MMI Camp Uses VR Games to Achieve Therapy Goals

August 30, 2021

In August, the Munroe-Meyer Institute held a two-week Hand Arm Bimanual Intensive Training (HABIT) camp.

The institute has held the camp three times in the past. The purpose of the camp is to allow children with cerebral palsy and other conditions to work on bimanual therapy (using both hands to complete a task) in the form of play.

This year, however, there was a new twist with the introduction of virtual reality games, designed by James Gehringer, PhD, and the MMI Virtual Reality Lab, that incorporated the therapeutic play concept into video games.

The idea for the games, which Dr.

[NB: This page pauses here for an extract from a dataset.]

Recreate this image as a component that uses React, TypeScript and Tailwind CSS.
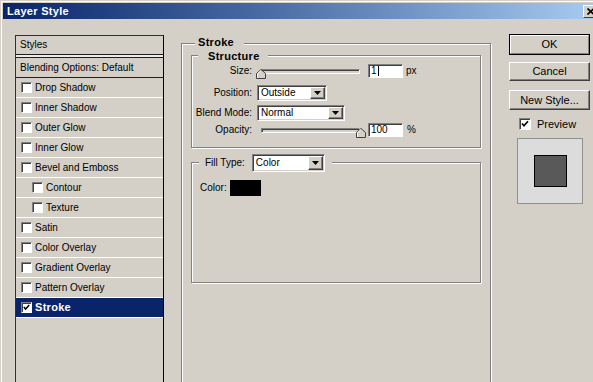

Gehringer and his team have been refining for several years, grew out of the previous HABIT Camps, the first of which was held in 2015.

"The goal of the camp is for the kids to do as many activities as possible that need both hands," said Mindy Oetter, MMI occupational therapist, who took part in the first HABIT camp as well as this year's version. "So the children are constantly using their involved hands to hold onto a toy or grasp and release as part of an activity. The idea is for them to do it by themselves."

Dr. Gehringer's games, which were developed with initial grant support from the Munroe-Meyer Guild, use bimanual activity as part of the gaming process. Dr. Gehringer's lab worked with physical and occupational therapists to refine the movements necessary for each game -- so a child can shoot down alien ships, for example, or scoop ice cream.

Dr. Gehringer also took baseline measurements from the campers. After the camp, he and his team will compare output measures to see if the camp, with its VR component, had a measurable positive impact for the campers.

"Doing 40 hours of therapy across 10 days, kids tire out," Dr. Gehringer said. "If we can tap into something more familiar, like videogames, and base the movements in the games off established treatment practices, we're hoping to see an impact with the children not even realizing how hard they're working.

"The kids enjoyed the change of pace, the environment, and they liked some of the games," he said. "You know kids, they have no filter, so we got a lot of useful feedback about what we can do to make games more enjoyable."

The VR aspect of the camp used a challenge system, setting goals for the kids - as individuals and as a group - to reach within each game.

"By setting parameters for the time or goals to boost the intensity of the activity, we're hoping to increase motor learning," Dr. Gehringer said. "This is really our first validation of the physical therapy software we built. We're hoping to see positive results and build from there - and if not, we will see how we can change the games to improve the outcomes."

Occupational therapist Monica Pleiss, OTD, who has been involved in HABIT camps since their inception, said it was interesting to see the children's reactions to the VR aspect.

"This was an additional tool to see if we could increase progress and improve their use of their involved hand and arm," Dr. Pleiss said. "It was interesting to watch how those two things integrated. Some of the children really enjoyed the videogames, and some of the younger kiddos had less interest. But Dr. Gehringer was able to adapt a lot of the games, changing things up to engage the kids a little more when he could, too.

"I'm looking forward to seeing what kind of data he gets."

Dr. Pleiss said she and other occupational and physical therapists worked with Dr. Gehringer to determine the preferable movements for each game -- many drawn from the original HABIT camps -- but this was the first time she'd seen the games being used.

"Seeing the games themselves, that gave all of us a lot of ideas for other games we could help create for the future," she said.

University of Nebraska Lincoln student and LEND trainee Jadyn Cattau volunteered at the camp. She was paired with a buddy for the two weeks.

"Individuals with disabilities know when they're going to therapy, so to incorporate those exercise into a fun, educational and engaging, social camp is amazing for these kids," said Cattau, who hopes to become an occupational therapist. "It was really exciting and beneficial to see these kids -- not knowing that they were practicing -- just exercising and strengthening their arms."

Dr. Gehringer praised the collaboration of the PT and OT departments, as well as his many volunteers, and thanked Nicole Giron, director of the MMI Department of Recreational Therapy, for her input on how to run a camp.

"It was a huge team effort from MMI and UNMC as a whole," he said.